Ce point, Marianna Pizzolato l’a saisi davantage. Tout en conservant son émission, elle ne se renie jamais avec un juste équilibre dans le contrôle. Son bagage rossinien lui est particulièrement précieux. Entre ses deux solistes, Pappano s’avère incapable de se définir comme le trait d’union indispensable. Deux voix superbes certes, mais on n’est jamais convaincu par une pulsion commune. Les duos pâtissent de ce manque de fusion qui devrait naître de l’accord de deux instruments vocaux ou de voix instrumentalisées au service d’une même âme vibratoire. Cette quête inaboutie n’autorise pas l’émotion de l’auditeur qui reste à l’extérieur à l’enregistrement.
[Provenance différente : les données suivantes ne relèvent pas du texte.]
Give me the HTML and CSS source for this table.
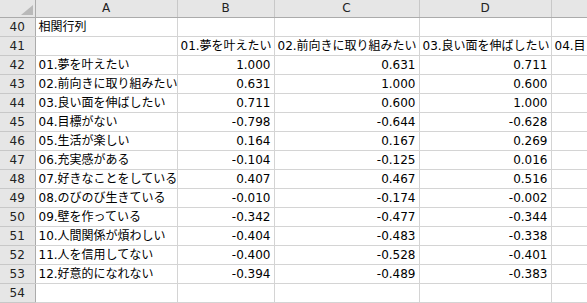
FILE: index.html
```html
<!DOCTYPE html>
<html lang="ja">
<head>
<meta charset="utf-8">
<link rel="stylesheet" href="styles.css">
</head>
<body>
<table class="sheet">
  <colgroup>
    <col class="c-rh"><col class="c-a"><col class="c-b"><col class="c-c"><col class="c-d"><col class="c-e">
  </colgroup>
  <thead>
    <tr class="hdr">
      <th class="corner"><span class="tri"></span></th>
      <th>A</th><th>B</th><th>C</th><th>D</th><th class="last"></th>
    </tr>
  </thead>
  <tbody>
    <tr><th class="rn">40</th><td>相関行列</td><td></td><td></td><td></td><td class="e"></td></tr>
    <tr><th class="rn">41</th><td></td><td>01.夢を叶えたい</td><td>02.前向きに取り組みたい</td><td>03.良い面を伸ばしたい</td><td class="e">04.目</td></tr>
    <tr><th class="rn">42</th><td>01.夢を叶えたい</td><td class="n">1.000</td><td class="n">0.631</td><td class="n">0.711</td><td class="e"></td></tr>
    <tr><th class="rn">43</th><td>02.前向きに取り組みたい</td><td class="n">0.631</td><td class="n">1.000</td><td class="n">0.600</td><td class="e"></td></tr>
    <tr><th class="rn">44</th><td>03.良い面を伸ばしたい</td><td class="n">0.711</td><td class="n">0.600</td><td class="n">1.000</td><td class="e"></td></tr>
    <tr><th class="rn">45</th><td>04.目標がない</td><td class="n">-0.798</td><td class="n">-0.644</td><td class="n">-0.628</td><td class="e"></td></tr>
    <tr><th class="rn">46</th><td>05.生活が楽しい</td><td class="n">0.164</td><td class="n">0.167</td><td class="n">0.269</td><td class="e"></td></tr>
    <tr><th class="rn">47</th><td>06.充実感がある</td><td class="n">-0.104</td><td class="n">-0.125</td><td class="n">0.016</td><td class="e"></td></tr>
    <tr><th class="rn">48</th><td>07.好きなことをしている</td><td class="n">0.407</td><td class="n">0.467</td><td class="n">0.516</td><td class="e"></td></tr>
    <tr><th class="rn">49</th><td>08.のびのび生きている</td><td class="n">-0.010</td><td class="n">-0.174</td><td class="n">-0.002</td><td class="e"></td></tr>
    <tr><th class="rn">50</th><td>09.壁を作っている</td><td class="n">-0.342</td><td class="n">-0.477</td><td class="n">-0.344</td><td class="e"></td></tr>
    <tr><th class="rn">51</th><td>10.人間関係が煩わしい</td><td class="n">-0.404</td><td class="n">-0.483</td><td class="n">-0.338</td><td class="e"></td></tr>
    <tr><th class="rn">52</th><td>11.人を信用してない</td><td class="n">-0.400</td><td class="n">-0.528</td><td class="n">-0.401</td><td class="e"></td></tr>
    <tr><th class="rn">53</th><td>12.好意的になれない</td><td class="n">-0.394</td><td class="n">-0.489</td><td class="n">-0.383</td><td class="e"></td></tr>
    <tr><th class="rn">54</th><td></td><td></td><td></td><td></td><td class="e"></td></tr>
  </tbody>
</table>
</body>
</html>
```

FILE: styles.css
```css
html, body {
  margin: 0;
  padding: 0;
  background: #ffffff;
  overflow: hidden;
}
body {
  width: 587px;
  height: 303px;
}
.sheet {
  border-collapse: collapse;
  table-layout: fixed;
  width: 588px;
  font-family: "DejaVu Sans", "Noto Sans CJK JP", sans-serif;
  font-size: 12px;
  color: #000000;
}
.c-rh { width: 35px; }
.c-a { width: 142px; }
.c-b { width: 97px; }
.c-c { width: 145px; }
.c-d { width: 132px; }
.c-e { width: 37px; }

.sheet tr { height: 19px; }
.sheet tr.hdr { height: 17px; }

.sheet th {
  background: #e6e6e6;
  font-weight: normal;
  color: #222222;
  border: 1px solid #ababab;
  border-top: none;
  padding: 0;
  text-align: center;
  line-height: 16px;
}
.hdr th {
  border-top: none;
  border-left-color: #c8c8c8;
  border-right-color: #c8c8c8;
  border-bottom: 1px solid #ababab;
}
.hdr th.corner {
  position: relative;
  border-left: none;
  border-right: 1px solid #ababab;
}
.tri {
  position: absolute;
  right: 2px;
  bottom: 2px;
  width: 0;
  height: 0;
  border-left: 12px solid transparent;
  border-bottom: 10px solid #b9b9b9;
}
.sheet th.rn {
  border-left: none;
  border-right: 1px solid #ababab;
  border-top-color: #c8c8c8;
  border-bottom-color: #c8c8c8;
  text-align: center;
  line-height: 18px;
}
.sheet td {
  border: 1px solid #d4d4d4;
  padding: 0 3px;
  white-space: nowrap;
  overflow: hidden;
  line-height: 18px;
  vertical-align: middle;
}
.sheet td.n {
  text-align: right;
}
.sheet td.e {
  border-right: none;
  padding-right: 0;
}
```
Enfin, demeure Nebrebko. On peut constater que le véhicule seul du disque, ne sert pas au mieux, dans cette tessiture, une voix toujours aussi conséquente mais requérant d’autres espaces pour s’épanouir. A côté de fulgurances ici et là, l’exercice de gainage ne convient pas aux mensurations de madame Netrebko à l’émission opaque, régulièrement trop basse. Comment pardonner des attaques empâtées, des effets de chaloupe prenant l’eau ? Tout cela finit par tuer la bonne volonté que l’on désirait accorder à cette écoute. La morale de ceci est que l’on s’étonne qu’une voix aussi torrentielle mais aussi si carentielle techniquement, parvienne encore à de tels résultats. Enfin, pour l’anniversaire de Pergolesi, on repassera un peu plus tard.